Precambrian
- Key People:
- Jakob Johannes Sederholm
- Related Topics:
- Archean Eon
- Proterozoic Eon
- fossil
- Ediacara fauna
- Hadean Eon
Precambrian, period of time extending from about 4.6 billion years ago (the point at which Earth began to form) to the beginning of the Cambrian Period, 541 million years ago. The Precambrian encompasses the Archean and Proterozoic eons, which are formal geologic intervals that lasted from 4 billion to about 541 million years ago, and the Hadean Eon, which is an informal interval spanning from 4.6 billion to 4 billion years ago. The Precambrian represents more than 80 percent of the total geologic record.
All life-forms were long assumed to have originated in the Cambrian, and therefore all earlier rocks were grouped together into the Precambrian. Although many varied forms of life evolved and were preserved extensively as fossil remains in Cambrian sedimentary rocks, detailed mapping and examination of Precambrian rocks on most continents have revealed that additional primitive life-forms existed approximately 3.5 billion years ago. Nevertheless, the original terminology to distinguish Precambrian rocks from all younger rocks is still used for subdividing geologic time.
The earliest evidence for the advent of life includes Precambrian microfossils that resemble algae, cysts of flagellates, tubes interpreted to be the remains of filamentous organisms, and stromatolites (sheetlike mats precipitated by communities of microorganisms). In the late Precambrian, the first multicellular organisms evolved, and sexual division developed. By the end of the Precambrian, conditions were set for the explosion of life that took place at the start of the Cambrian, the first period of the Phanerozoic Eon (541 million years ago to the present).

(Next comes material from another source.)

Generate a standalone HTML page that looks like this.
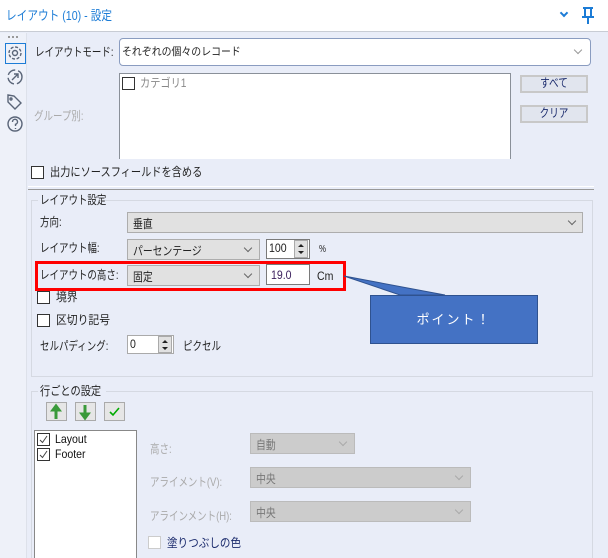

The Precambrian environment
Several rock types yield information on the range of environments that may have existed during Precambrian time. Evolution of the atmosphere is recorded by banded-iron formations (BIFs), paleosols (buried soil horizons), and red beds, whereas tillites (sedimentary rocks formed by the lithification of glacial till) provide clues to the climatic patterns that occurred during Precambrian glaciations.
Paleogeography
One of the most important factors controlling the nature of sediments deposited today is continental drift. The continents are distributed at different latitudes, and latitudinal position affects the temperature of oceanic waters along continental margins (the combined area of the continental shelf and continental slope); in short, sedimentary deposition is climatically sensitive. At present, most carbonates and oxidized red soils are deposited within 30 degrees of the Equator, phosphorites within 45 degrees, and evaporites within 50 degrees. Most fossil carbonates, evaporites, phosphorites, and red beds of Phanerozoic age dating back to the Cambrian have a similar bimodal distribution with respect to their paleoequators. If the uniformitarian principle that the present is the key to the past is valid (meaning the same geologic processes occurring today occurred in the past), then sediments laid down during the Precambrian would have likewise been controlled by the movement and geographic position of the continents. Thus, it can be inferred that the extensive evaporites dating to 3.5 billion years ago from the Pilbara region of Western Australia could not have been formed within or near the poles. It can also be inferred that stromatolite-bearing dolomites of Riphean rock, a sedimentary sequence spanning the period from 1.65 billion to 800 million years ago, were deposited in warm, tropical waters. Riphean rock is primarily located in the East European craton, which extends from Denmark to the Ural Mountains, and in the Siberian craton in Russia.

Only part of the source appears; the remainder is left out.